- Mike Pence called on large employers to pay for adoptions.
- The comments come as businesses say they'll help workers pay for travel for abortions.
- Pence took a victory lap on the Supreme Court's overturning Roe v. Wade.
Republican voters and lawmakers should start pressuring corporations to cover the costs of adoption, former Vice President Mike Pence said Wednesday.
"If you're going to be pro-life you need to be pro-adoption," Pence said during a speech at Florence Baptist Temple, a church in South Carolina.
Pence's comments come as several large corporations such as Citi, Apple, Yelp, and Amazon have offered to pay for travel for patients who live in states where abortion is banned after the Supreme Court last month overturned Roe v. Wade.
Voters must "call on corporate America to do their part," Pence said, to fix the "moral and legal failing" of how expensive adoption has become and how difficult it is to navigate adoption services.
Pence also called for every state in the US to ban abortion and predicted it would happen eventually but may take decades, adding, "I do not know if I will be here to see it."
The purpose of Wednesday's speech, Pence said, was to "cast a vision for a post-Roe America." He urged the audience to support the Hyde Amendment, a spending rider that blocks federal funding from paying for most abortions, and to oppose the availability of the abortion pill, which patients can access through the mail.

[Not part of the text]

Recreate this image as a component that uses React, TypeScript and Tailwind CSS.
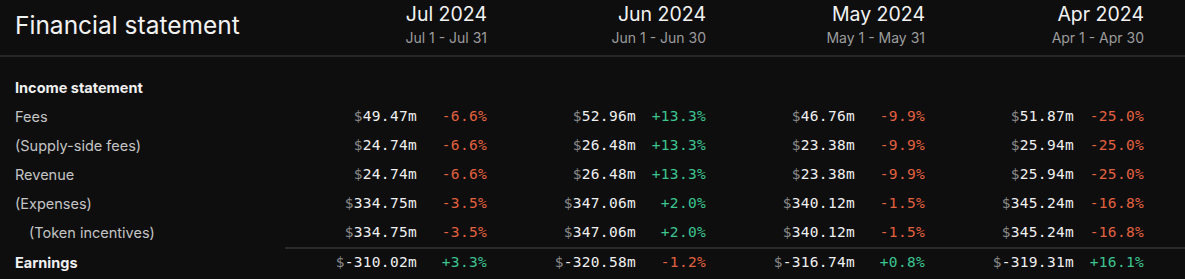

He also urged supporters to "re-double your commitment to provide care and support to expectant mothers, newborns, and young families."
Pence's speech Wednesday also had a campaign purpose, as he called on the audience to elect GOP lawmakers who are anti-abortion, specifically endorsing the reelection of South Carolina Gov. Henry McMasters and US Sen. Tim Scott.
Pence's visit to South Carolina, an early voting state, is likely to tamp up speculation that he'll seek a run for the presidency in 2024. During the last year Pence has helped to support 2022 congressional and gubernatorial candidates, sometimes clashing with the picks of his previous boss, former President Donald Trump.
Trump has been dangling the possibility of a 2024 run for more than a year, opening up the possibility that he and his former vice president may face each other in a crowded Republican primary.
Pence took a victory lap Wednesday on his anti-abortion record, from the time he was a congressman to when he was governor of Indiana and then vice president.
"Today at long last Roe v. Wade has been sent to the ash heap of history where it belongs," Pence said.
A day earlier, on Tuesday, Pence returned to Capitol Hill for the first time since President Joe Biden's Inauguration.
Pence has distanced himself from Trump since the attack on the Capitol on January 6, 2021, but on Wednesday he championed what he called "the most pro-life administration in American history," citing wins for the cause such as the confirmation of conservative Supreme Court Justice Amy Coney Barrett.
While in Congress Pence sponsored the first bill to block federal funding from going to Planned Parenthood, which provides abortions among other reproductive healthcare services, and as Indiana governor, he signed a bill into law that would ban abortions on the basis of race, sex, and fetal disability.
During his speech Wednesday, Pence bashed Democrats and the Biden administration for supporting the Women's Health Protection Act, a bill that would legalize abortion in all states and undo most restrictions. Every Democrat in the Senate supports the bill except for Sen. Joe Manchin of West Virginia.
Republicans oppose it and have called it "extreme" because it goes further than Roe by allowing undefined "health" exemptions to post-viability abortions. Pence said voters should push back on Democrats' efforts.
"As we gather tonight," Pence said, "we must recognize that we have only come to the end of the beginning."